Multiple Process 
================

This example will demonstrate how to run multiple processes to utilize
multiple kernels simultaneously on an FPGA device. Multiple processes
can share access to the same device provided each process uses the same
xclbin. Processes share access to all device resources but there is no
support for exclusive access to resources by any process.

**KEY CONCEPTS:** Concurrent execution, Multiple HLS kernels, Multiple
Process Support

**KEYWORDS:** PID, fork, XCL_MULTIPROCESS_MODE, multiprocess

This example will demonstrate how to run multiple processes to utilize
multiple kernels simultaneously on an FPGA device. Multiple processes
can share access to the same device provided each process uses the same
xclbin. Processes share access to all device resources but there is no
support for exclusive access to resources by any process.

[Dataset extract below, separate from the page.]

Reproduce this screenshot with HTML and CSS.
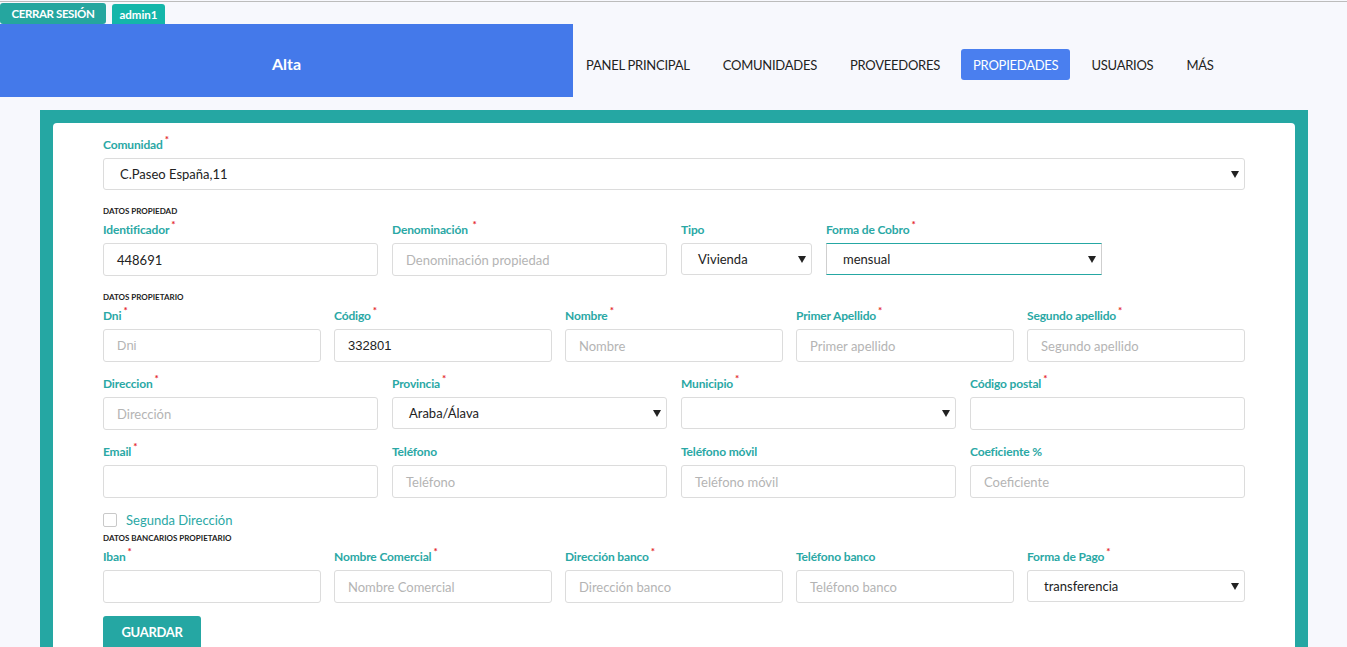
FILE: index.html
```html
<!DOCTYPE html>
<html lang="es">
<head>
<meta charset="utf-8">
<title>Alta propiedad</title>
<link rel="stylesheet" href="styles.css">
</head>
<body>
<div class="topline"></div>
<div class="tabs">
  <a class="tab tab-logout" href="#">CERRAR SESIÓN</a>
  <span class="tab tab-user">admin1</span>
</div>
<header class="header">
  <div class="brand">Alta</div>
  <nav class="nav">
    <a class="nav-item" href="#">PANEL PRINCIPAL</a>
    <a class="nav-item" href="#">COMUNIDADES</a>
    <a class="nav-item" href="#">PROVEEDORES</a>
    <a class="nav-item active" href="#">PROPIEDADES</a>
    <a class="nav-item" href="#">USUARIOS</a>
    <a class="nav-item" href="#">MÁS</a>
  </nav>
</header>

<main class="frame">
  <form class="card">
    <div class="field">
      <label class="label">Comunidad<sup class="req">*</sup></label>
      <div class="select"><span>C.Paseo España,11</span><svg class="caret" viewBox="0 0 8 7"><path d="M0 0h8L4 7z"/></svg></div>
    </div>

    <div class="section">DATOS PROPIEDAD</div>
    <div class="row row-prop">
      <div class="field">
        <label class="label">Identificador<sup class="req">*</sup></label>
        <div class="input">448691</div>
      </div>
      <div class="field">
        <label class="label">Denominación <sup class="req">*</sup></label>
        <div class="input ph">Denominación propiedad</div>
      </div>
      <div class="field">
        <label class="label">Tipo</label>
        <div class="select"><span>Vivienda</span><svg class="caret" viewBox="0 0 8 7"><path d="M0 0h8L4 7z"/></svg></div>
      </div>
      <div class="field">
        <label class="label">Forma de Cobro<sup class="req">*</sup></label>
        <div class="select focused"><span>mensual</span><svg class="caret" viewBox="0 0 8 7"><path d="M0 0h8L4 7z"/></svg></div>
      </div>
    </div>

    <div class="section">DATOS PROPIETARIO</div>
    <div class="row row-5">
      <div class="field">
        <label class="label">Dni<sup class="req">*</sup></label>
        <div class="input ph arial">Dni</div>
      </div>
      <div class="field">
        <label class="label">Código<sup class="req">*</sup></label>
        <div class="input arial">332801</div>
      </div>
      <div class="field">
        <label class="label">Nombre<sup class="req">*</sup></label>
        <div class="input ph">Nombre</div>
      </div>
      <div class="field">
        <label class="label">Primer Apellido<sup class="req">*</sup></label>
        <div class="input ph">Primer apellido</div>
      </div>
      <div class="field">
        <label class="label">Segundo apellido<sup class="req">*</sup></label>
        <div class="input ph">Segundo apellido</div>
      </div>
    </div>

    <div class="row row-4 gap-row">
      <div class="field">
        <label class="label">Direccion<sup class="req">*</sup></label>
        <div class="input ph">Dirección</div>
      </div>
      <div class="field">
        <label class="label">Provincia<sup class="req">*</sup></label>
        <div class="select"><span>Araba/Álava</span><svg class="caret" viewBox="0 0 8 7"><path d="M0 0h8L4 7z"/></svg></div>
      </div>
      <div class="field">
        <label class="label">Municipio<sup class="req">*</sup></label>
        <div class="select"><span></span><svg class="caret" viewBox="0 0 8 7"><path d="M0 0h8L4 7z"/></svg></div>
      </div>
      <div class="field">
        <label class="label">Código postal<sup class="req">*</sup></label>
        <div class="input"></div>
      </div>
    </div>

    <div class="row row-4 gap-row">
      <div class="field">
        <label class="label">Email<sup class="req">*</sup></label>
        <div class="input"></div>
      </div>
      <div class="field">
        <label class="label">Teléfono</label>
        <div class="input ph">Teléfono</div>
      </div>
      <div class="field">
        <label class="label">Teléfono móvil</label>
        <div class="input ph">Teléfono móvil</div>
      </div>
      <div class="field">
        <label class="label">Coeficiente %</label>
        <div class="input ph">Coeficiente</div>
      </div>
    </div>

    <div class="check">
      <span class="box"></span>
      <span class="check-text">Segunda Dirección</span>
    </div>

    <div class="section section-tight">DATOS BANCARIOS PROPIETARIO</div>
    <div class="row row-5">
      <div class="field">
        <label class="label">Iban<sup class="req">*</sup></label>
        <div class="input"></div>
      </div>
      <div class="field">
        <label class="label">Nombre Comercial<sup class="req">*</sup></label>
        <div class="input ph">Nombre Comercial</div>
      </div>
      <div class="field">
        <label class="label">Dirección banco<sup class="req">*</sup></label>
        <div class="input ph">Dirección banco</div>
      </div>
      <div class="field">
        <label class="label">Teléfono banco</label>
        <div class="input ph">Teléfono banco</div>
      </div>
      <div class="field">
        <label class="label">Forma de Pago<sup class="req">*</sup></label>
        <div class="select"><span>transferencia</span><svg class="caret" viewBox="0 0 8 7"><path d="M0 0h8L4 7z"/></svg></div>
      </div>
    </div>

    <div class="actions">
      <button class="btn" type="button">GUARDAR</button>
    </div>
  </form>
</main>
</body>
</html>
```

FILE: styles.css
```css
* { box-sizing: border-box; }

html, body {
  margin: 0;
  padding: 0;
}

body {
  background: #f7f8fd;
  font-family: Lato, "Open Sans", sans-serif;
  color: #222;
  height: 647px;
  overflow: hidden;
}

.topline {
  margin-top: 1px;
  height: 1px;
  background: #bcbcbc;
}

.tabs {
  display: flex;
  align-items: flex-end;
  gap: 6px;
  height: 22px;
}

.tab {
  display: flex;
  align-items: center;
  justify-content: center;
  color: #fff;
  font-weight: 700;
  font-size: 11px;
  text-decoration: none;
  border-radius: 3px 3px 0 0;
}

.tab-logout {
  width: 106px;
  height: 21px;
  background: #25a69f;
  font-size: 11.5px;
  letter-spacing: -0.4px;
  border-radius: 3px;
  padding-bottom: 1px;
}

.tab-user {
  width: 53px;
  height: 20px;
  background: #14b6aa;
  font-size: 11.5px;
}

.header {
  display: flex;
  height: 73px;
}

.brand {
  width: 573px;
  background: #4479ea;
  color: #fff;
  font-weight: 700;
  font-size: 16px;
  display: flex;
  align-items: center;
  justify-content: center;
  padding-top: 6px;
}

.nav {
  display: flex;
  align-items: center;
  gap: 9px;
  padding-left: 1px;
  padding-top: 8px;
}

.nav-item {
  display: flex;
  align-items: center;
  height: 31px;
  padding: 0 12px;
  font-size: 13px;
  letter-spacing: -0.25px;
  color: #222;
  text-decoration: none;
  border-radius: 3px;
}

.nav-item.active {
  background: #4a7fef;
  color: #fff;
}

.frame {
  margin: 13px 39px 0 40px;
  background: #25a7a3;
  padding: 13px 13px 0;
  height: 600px;
}

.card {
  background: #fff;
  border-radius: 4px 4px 0 0;
  height: 100%;
  padding: 13px 50px 0;
}

.field {
  display: flex;
  flex-direction: column;
  min-width: 0;
}

.label {
  font-size: 12px;
  font-weight: 700;
  letter-spacing: -0.15px;
  color: #2aa8a5;
  line-height: 18px;
  height: 18px;
  margin-bottom: 4px;
  white-space: nowrap;
}

.req {
  color: #e4262c;
  font-size: 10px;
  line-height: 0;
  margin-left: 2px;
  position: relative;
  top: -1px;
}

.input,
.select {
  height: 33px;
  border: 1px solid #dcdcdc;
  border-radius: 3px;
  font-size: 13px;
  color: #222;
  display: flex;
  align-items: center;
  padding: 0 13px;
  white-space: nowrap;
  overflow: hidden;
}

.select {
  height: 32px;
  justify-content: space-between;
  padding: 0 5px 0 16px;
}

.select.focused {
  border-radius: 0;
  border-color: #cfcfcf;
  border-top-color: #25a7a3;
  border-bottom-color: #25a7a3;
}

.caret {
  width: 8px;
  height: 7px;
  fill: #222;
  flex: none;
}

.ph {
  color: #b4b4b4;
}

.arial {
  font-family: "Liberation Sans", Arial, sans-serif;
}

.section {
  font-size: 8px;
  font-weight: 700;
  line-height: 10px;
  color: #222;
  margin-top: 16px;
  margin-bottom: 5px;
}

.section-tight {
  margin-top: 3px;
}

.row {
  display: grid;
  column-gap: 13px;
}

.row-prop {
  grid-template-columns: 275px 275px 131px 276px;
  column-gap: 14px;
}

.row-4 {
  grid-template-columns: repeat(4, 1fr);
  column-gap: 14px;
}

.row-5 {
  grid-template-columns: repeat(5, 1fr);
}

.gap-row {
  margin-top: 13px;
}

.check {
  display: flex;
  align-items: center;
  gap: 9px;
  height: 20px;
  margin-top: 12px;
}

.box {
  width: 14px;
  height: 14px;
  border: 1px solid #c9c9c9;
  border-radius: 2px;
  background: #fff;
}

.check-text {
  font-size: 13px;
  color: #2aa8a5;
}

.actions {
  margin-top: 13px;
}

.btn {
  width: 98px;
  height: 32px;
  border: 0;
  border-radius: 3px 3px 0 0;
  background: #25a7a3;
  color: #fff;
  font-family: Lato, sans-serif;
  font-weight: 700;
  font-size: 13px;
  letter-spacing: -0.3px;
}
```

If two or more processes execute the same kernel, then these processes
will acquire the kernel’s compute units and will be scheduled in a
first-come first-serve manner. All processes have the same priority in
Xilinx Runtime(XRT) Environment.

**PREREQUISITE**: Host is required to set the environment variable:

::

   XCL_MULTIPROCESS_MODE = 1

The example comprises of three different kernels for performing vector
addition, subtraction and multiplication. The host uses C provided
function ``fork()`` for invoking different child process for each of the
kernel to execute. The three child processes created can be identified
by their process ID using the function ``getpid()``. Similarly, if
required, parent process ID can also be achieved using the function
``getppid()``.

.. code:: c

        for(int i=0; i< num_of_child_process; i++) {
            if(fork() == 0) {
                printf("[CHILD] PID %d from [PARENT] PPID %d",getpid(),getppid());
                result = run_kernel(krnl_id);
            }
        }

For each of the process, the following tasks can be viewed along with
their PID: 1. Transfer the Input Data to Device 2. Launch Kernel 3.
Transfer the Output Data from Device 4. Checking the Output Data with
Golden Results

The flow of the above stated tasks will give the users an in-sight
information of how multiprocessing is performed by the Xilinx FPGA
device. Until all the child processes are finished, parent process
(host) waits for any further execution

**LIMITATION**: In Emulation flow, Debug and Profile will not function
correctly when multi-process has been enabled.

DESIGN FILES
------------

Application code is located in the src directory. Accelerator binary
files will be compiled to the xclbin directory. The xclbin directory is
required by the Makefile and its contents will be filled during
compilation. A listing of all the files in this example is shown below

::

   src/host.cpp
   src/krnl_vadd.cpp
   src/krnl_vmul.cpp
   src/krnl_vsub.cpp
   src/multi_krnl.h

COMMAND LINE ARGUMENTS
----------------------

Once the environment has been configured, the application can be
executed by

::

   ./host <multi_krnl XCLBIN>